# Vancouver Question for a newbie..



## lookingforcanada (Jun 25, 2012)

Hi everyone,
so this is only my second post - I have been trawling through your Forum's reading through all the posts and answers and its great  thank you !
One thing I wanted to ask which I cannot seem to find so far is about Vancouver, is it a safe place for a young family to live ? I dont think we could afford Vancouver city itself but we have been looking on the southern outskits ? Any help/tips /advice please or if this has already been asked would someone be really kind and point me in the right direction ? 
Thank you 
Jo


----------



## WestCoastCanadianGirl (Mar 17, 2012)

What part(s) of Metro Vancouver are you considering?

I'd say that for the most part it's a safe place to live (I grew up in North Delta, a bedroom community that is at the south end of the Alex Fraser Bridge and about 25km north of the Canada/US border), but housing prices are still going to be quite expensive, even if you look east of the city towards Langley/Pit Meadows/Maple Ridge.


----------



## Oggy (Jan 25, 2009)

Hi Jo

I've always liked the White Rock area, but it could be quite pricey too. I'd like to give you more feedback, but I haven't lived on the coast for quite some time and I'm sure things have changed since then.

I can offer a link that might help you in getting a feel for the different communities of the Lower Mainland ...

Regions & Towns Guide - Vancouver, Coast & Mnts - BritishColumbia.com


There's a Yahoo group called "Brits to Vancouver" that you might find helpful too ...

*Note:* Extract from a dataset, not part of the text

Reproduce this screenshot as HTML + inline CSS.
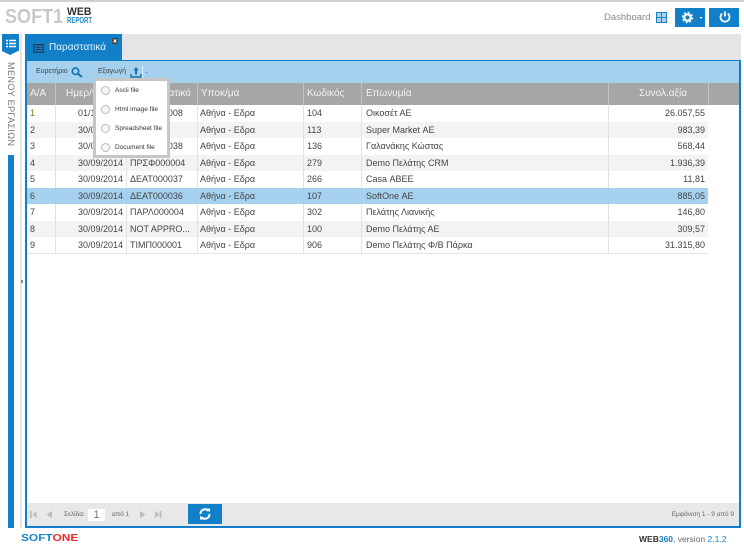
<!DOCTYPE html>
<html><head><meta charset="utf-8"><style>
html,body{margin:0;padding:0;background:#fff}
body{width:744px;height:550px;position:relative;overflow:hidden;font-family:"Liberation Sans",sans-serif;color:#555}
.a{position:absolute;white-space:nowrap}
.r{position:absolute;left:27px;width:681px;height:16.5px;font-size:9px;line-height:16.5px;color:#444}
.r span{position:absolute;white-space:nowrap;top:0}
.r i{position:absolute;top:0;bottom:0;width:1px;background:#e2e2e2}
.h{position:absolute;top:84px;color:#f2f2f2;font-size:10px;line-height:20px;white-space:nowrap}
.hl{position:absolute;top:83px;height:22px;width:1px;background:#c4c4c4}
.m{position:absolute;left:115px;font-size:6.5px;line-height:8px;color:#333;white-space:nowrap}
.c{position:absolute;left:101px;width:7px;height:7px;border:1px solid #bbb;border-radius:50%;background:#f6f6f6}
</style></head><body>
<div class="a" style="left:0;top:0;width:744px;height:2px;background:#d0d0d0"></div>
<div class="a" style="left:5px;top:7px;font-size:20.5px;font-weight:bold;color:#c8c8c8;line-height:20px;text-transform:uppercase;transform:scaleX(.88);transform-origin:left">soft1</div>
<div class="a" style="left:67px;top:6px;font-size:11px;font-weight:bold;color:#333;line-height:12px;transform:scaleX(.95);transform-origin:left">WEB</div>
<div class="a" style="left:67px;top:16px;font-size:8px;font-weight:bold;color:#1b82c6;line-height:10px;transform:scaleX(.75);transform-origin:left">REPORT</div>

<div class="a" style="left:604px;top:11px;font-size:9.5px;color:#888;line-height:13px">Dashboard</div>
<svg class="a" style="left:656px;top:12px" width="11" height="11"><rect x=".5" y=".5" width="10" height="10" fill="#a9d2ee" stroke="#1b82c6"/><path d="M5.500 1V10M1 5.500H10" stroke="#1b82c6"/></svg>
<div class="a" style="left:675px;top:8px;width:30px;height:19px;background:#1180c8"></div>
<svg class="a" style="left:681px;top:11px" width="24" height="14"><circle cx="6.500" cy="6.500" r="3.200" fill="none" stroke="#fff" stroke-width="2.200"/><circle cx="6.500" cy="6.500" r="5" fill="none" stroke="#fff" stroke-width="1.400" stroke-dasharray="2 1.930"/><path d="M18.500 6h3l-1.500 2z" fill="#fff"/></svg>
<div class="a" style="left:709px;top:8px;width:30px;height:19px;background:#1180c8"></div>
<svg class="a" style="left:719px;top:10px" width="12" height="14"><path d="M3.200 3.600A4.500 4.500 0 1 0 8.800 3.600" fill="none" stroke="#fff" stroke-width="1.800"/><path d="M6 1.500V6.500" stroke="#fff" stroke-width="1.800"/></svg>

<div class="a" style="left:2px;top:34px;width:17px;height:17px;background:#1180c8"></div>
<div class="a" style="left:2px;top:51px;width:0;height:0;border-left:8.500px solid transparent;border-right:8.500px solid transparent;border-top:4px solid #1180c8"></div>
<svg class="a" style="left:6px;top:39px" width="10" height="9"><path d="M0 1.500h2M3 1.500h7M0 4.500h2M3 4.500h7M0 7.500h2M3 7.500h7" stroke="#fff" stroke-width="1.600"/></svg>
<div class="a" style="left:16px;top:62px;font-size:9.200px;color:#777;letter-spacing:.3px;transform:rotate(90deg);transform-origin:left top;line-height:11px">ΜΕΝΟΥ ΕΡΓΑΣΙΩΝ</div>
<div class="a" style="left:8px;top:155px;width:6px;height:373px;background:#1180c8"></div>
<div class="a" style="left:20px;top:34px;width:2px;height:494px;background:#e4e4e4"></div>
<div class="a" style="left:21px;top:280px;width:2px;height:3px;background:#888"></div>

<div class="a" style="left:25px;top:34px;width:716px;height:26px;background:#e5e5e5"></div>
<div class="a" style="left:25px;top:34px;width:97px;height:27px;background:#1180c8"></div>
<svg class="a" style="left:33px;top:44px" width="11" height="9"><rect x=".7" y=".7" width="9.600" height="7.500" fill="none" stroke="#2a3a45" stroke-width="1.200"/><path d="M2.500 3.300h6M2.500 5.500h6" stroke="#2a3a45"/></svg>
<div class="a" style="left:49px;top:41px;font-size:10px;color:#e8f3fb;line-height:14px">Παραστατικά</div>
<svg class="a" style="left:112px;top:38px" width="6" height="6"><rect width="6" height="6" fill="#444"/><path d="M1.500 1.500L4.500 4.500M4.500 1.500L1.500 4.500" stroke="#fff"/></svg>

<div class="a" style="left:25px;top:60px;width:712px;height:464px;border:2px solid #1180c8;background:#fff"></div>
<div class="a" style="left:27px;top:61px;width:712px;height:22px;background:#a5d1ee"></div>
<div class="a" style="left:36px;top:67px;font-size:7px;color:#444;line-height:10px">Ευρετήριο</div>
<svg class="a" style="left:71px;top:67px" width="12" height="11"><circle cx="4.500" cy="4.300" r="3.200" fill="none" stroke="#1272b5" stroke-width="1.600"/><path d="M7 6.800L11 10" stroke="#1272b5" stroke-width="2"/></svg>
<div class="a" style="left:98px;top:67px;font-size:7px;color:#444;line-height:10px">Εξαγωγή</div>
<svg class="a" style="left:130px;top:66px" width="12" height="13"><path d="M6 1L3.300 4.300H5V8.500H7V4.300H8.700Z" fill="#1272b5"/><path d="M1 8V11H11V8" fill="none" stroke="#1272b5" stroke-width="1.400"/></svg>
<div class="a" style="left:142px;top:66px;width:1px;height:12px;background:#e5f0f8"></div>
<div class="a" style="left:145px;top:72px;width:3px;height:1px;background:#7ea9c6"></div>

<div class="a" style="left:27px;top:83px;width:712px;height:22px;background:#a6a6a6"></div>
<div class="hl" style="left:55px"></div><div class="hl" style="left:126px"></div><div class="hl" style="left:197px"></div><div class="hl" style="left:303px"></div><div class="hl" style="left:361px"></div><div class="hl" style="left:608px"></div><div class="hl" style="left:708px"></div>
<div class="h" style="left:30px">Α/Α</div>
<div class="h" style="left:66px">Ημερ/νία</div>
<div class="h" style="left:134px">Παραστατικό</div>
<div class="h" style="left:201px">Υποκ/μα</div>
<div class="h" style="left:307px">Κωδικός</div>
<div class="h" style="left:366px">Επωνυμία</div>
<div class="h" style="left:639px">Συνολ.αξία</div>

<div class="r" style="top:105px"><i style="left:28px"></i><i style="left:99px"></i><i style="left:170px"></i><i style="left:276px"></i><i style="left:334px"></i><i style="left:581px"></i><span style="left:3px;color:#8a6d1f">1</span><span style="left:51px">01/10/2014</span><span style="left:103px">ΔΕΑΤ000008</span><span style="left:173px">Αθήνα - Εδρα</span><span style="left:280px">104</span><span style="left:339px">Οικοσέτ ΑΕ</span><span style="right:3px">26.057,55</span></div>
<div class="r" style="top:121.500px;background:#f3f3f3"><i style="left:28px"></i><i style="left:99px"></i><i style="left:170px"></i><i style="left:276px"></i><i style="left:334px"></i><i style="left:581px"></i><span style="left:3px">2</span><span style="left:51px">30/09/2014</span><span style="left:173px">Αθήνα - Εδρα</span><span style="left:280px">113</span><span style="left:339px">Super Market ΑΕ</span><span style="right:3px">983,39</span></div>
<div class="r" style="top:138px"><i style="left:28px"></i><i style="left:99px"></i><i style="left:170px"></i><i style="left:276px"></i><i style="left:334px"></i><i style="left:581px"></i><span style="left:3px">3</span><span style="left:51px">30/09/2014</span><span style="left:103px">ΔΕΑΤ000038</span><span style="left:173px">Αθήνα - Εδρα</span><span style="left:280px">136</span><span style="left:339px">Γαλανάκης Κώστας</span><span style="right:3px">568,44</span></div>
<div class="r" style="top:154.500px;background:#f3f3f3"><i style="left:28px"></i><i style="left:99px"></i><i style="left:170px"></i><i style="left:276px"></i><i style="left:334px"></i><i style="left:581px"></i><span style="left:3px">4</span><span style="left:51px">30/09/2014</span><span style="left:103px">ΠΡΣΦ000004</span><span style="left:173px">Αθήνα - Εδρα</span><span style="left:280px">279</span><span style="left:339px">Demo Πελάτης CRM</span><span style="right:3px">1.936,39</span></div>
<div class="r" style="top:171px"><i style="left:28px"></i><i style="left:99px"></i><i style="left:170px"></i><i style="left:276px"></i><i style="left:334px"></i><i style="left:581px"></i><span style="left:3px">5</span><span style="left:51px">30/09/2014</span><span style="left:103px">ΔΕΑΤ000037</span><span style="left:173px">Αθήνα - Εδρα</span><span style="left:280px">266</span><span style="left:339px">Casa ΑΒΕΕ</span><span style="right:3px">11,81</span></div>
<div class="r" style="top:187.500px;background:#a5d1ee"><span style="left:3px">6</span><span style="left:51px">30/09/2014</span><span style="left:103px">ΔΕΑΤ000036</span><span style="left:173px">Αθήνα - Εδρα</span><span style="left:280px">107</span><span style="left:339px">SoftOne ΑΕ</span><span style="right:3px">885,05</span></div>
<div class="r" style="top:204px"><i style="left:28px"></i><i style="left:99px"></i><i style="left:170px"></i><i style="left:276px"></i><i style="left:334px"></i><i style="left:581px"></i><span style="left:3px">7</span><span style="left:51px">30/09/2014</span><span style="left:103px">ΠΑΡΛ000004</span><span style="left:173px">Αθήνα - Εδρα</span><span style="left:280px">302</span><span style="left:339px">Πελάτης Λιανικής</span><span style="right:3px">146,80</span></div>
<div class="r" style="top:220.500px;background:#f3f3f3"><i style="left:28px"></i><i style="left:99px"></i><i style="left:170px"></i><i style="left:276px"></i><i style="left:334px"></i><i style="left:581px"></i><span style="left:3px">8</span><span style="left:51px">30/09/2014</span><span style="left:103px">NOT APPRO...</span><span style="left:173px">Αθήνα - Εδρα</span><span style="left:280px">100</span><span style="left:339px">Demo Πελάτης ΑΕ</span><span style="right:3px">309,57</span></div>
<div class="r" style="top:237px"><i style="left:28px"></i><i style="left:99px"></i><i style="left:170px"></i><i style="left:276px"></i><i style="left:334px"></i><i style="left:581px"></i><span style="left:3px">9</span><span style="left:51px">30/09/2014</span><span style="left:103px">ΤΙΜΠ000001</span><span style="left:173px">Αθήνα - Εδρα</span><span style="left:280px">906</span><span style="left:339px">Demo Πελάτης Φ/Β Πάρκα</span><span style="right:3px">31.315,80</span></div>
<div class="a" style="left:27px;top:253px;width:681px;height:1px;background:#e2e2e2"></div>

<div class="a" style="left:93px;top:78px;width:71px;height:74px;background:#fff;border:3px solid #c6c6c6"></div>
<div class="c" style="top:86px"></div><div class="m" style="top:87px">Ascii file</div>
<div class="c" style="top:105px"></div><div class="m" style="top:106px">Html image file</div>
<div class="c" style="top:124px"></div><div class="m" style="top:125px">Spreadsheet file</div>
<div class="c" style="top:143px"></div><div class="m" style="top:144px">Document file</div>

<div class="a" style="left:27px;top:503px;width:712px;height:23px;background:#e8e8e8"></div>
<svg class="a" style="left:30px;top:511px" width="132" height="8" fill="#bdbdbd"><path d="M0 0h1.800v7H0zM6.500 0v7L2.500 3.500zM22 0v7L16.500 3.500zM110 0v7l5.500-3.500zM125 0v7l4.500-3.500zM129.700 0h1.800v7h-1.800z"/></svg>
<div class="a" style="left:64px;top:510px;font-size:6.500px;color:#666;line-height:9px">Σελίδα:</div>
<div class="a" style="left:88px;top:509px;width:17px;height:12px;background:#fff;font-size:11px;color:#777;text-align:center;line-height:12px">1</div>
<div class="a" style="left:112px;top:510px;font-size:6.500px;color:#666;line-height:9px">από 1</div>
<div class="a" style="left:188px;top:504px;width:34px;height:20px;background:#1180c8"></div>
<svg class="a" style="left:199px;top:508px" width="12" height="12" fill="none" stroke="#fff" stroke-width="2"><path d="M1.500 6A4.500 4.500 0 0 1 9.500 3"/><path d="M10.500 6A4.500 4.500 0 0 1 2.500 9"/><path d="M8 0.500L11 0.500V4.500Z M4 11.500L1 11.500V7.500Z" fill="#fff" stroke="none"/></svg>
<div class="a" style="right:10px;top:509.500px;font-size:6.500px;color:#666;line-height:9px">Εμφάνιση 1 - 9 από 9</div>

<div class="a" style="left:21px;top:533px;font-size:10px;font-weight:bold;color:#1b82c6;line-height:11px;text-transform:uppercase;transform:scaleX(1.190);transform-origin:left">soft<span style="color:#ee2b2b">one</span></div>
<div class="a" style="left:639px;top:534px;font-size:8.500px;color:#666;line-height:11px"><b style="color:#333">WEB<span style="color:#1b82c6">360</span></b>, version <span style="color:#1b82c6">2.1.2</span></div>
</body></html>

Brits2Vancouver : Brits to Vancouver!


Good luck!


----------



## IHateTaxis (Jun 30, 2012)

Hi. Vancouver and its surrounding cities are all safe for families. 
Roberta


----------



## Kiakaha_Chch (Jul 2, 2012)

Ive been considering this too. I just moved to Vancouver and Id love to raise a family here and when my husband took me around the Langley area I just fell in love with the place, but we will probably start looking for a place in Burnaby so my husbands commute won't to too long..


----------



## iancollett (May 8, 2012)

@LookingforCanada (Jo), we've been here two years, moving from the UK. Vancouver has some great family areas, we don't know them all. What we did was get a BIG map of Vancouver, greater Vancouver and drove to some of the areas to get a feel for the area and what it would be like for our kids. This includes access to transit, parks, schools (the biggie for catchment areas) and ethnic mix (although Canada is a great multicultural society some areas have a majority of one ethnic group, and therefore the schools as an example). Is it safe? - well compared to UK it seems there's more gang crime and they do shoot one another in broad daylight but it's targetted and not the wild west! - but it does freak you out a bit depending on where you come from in England. Else crime seems less, Vancouver is a city though and there is crime, the burbs are pretty quiet, you don't get teenagers hanging around 7-11 for alcohol for sure (you can't buy it there or any supermarket!). House prices will probably be your main influencer. Look on the mls (mls.ca); one of the new options lets you draw a map and search for property types in that area. For renting look at craigslist.ca for an idea- not so user friendly. We looked at Deep Cove, Port Moody, Coquitlam. These are NE, and East of Vancouver, but you have the West Coast Express for transit from the Tri-Cities (Port Moody, Coquitlam, Port Coquitlam). Good luck (p.s. the North Shore mountains look beautiful this morning, the sun is shining at last!)


----------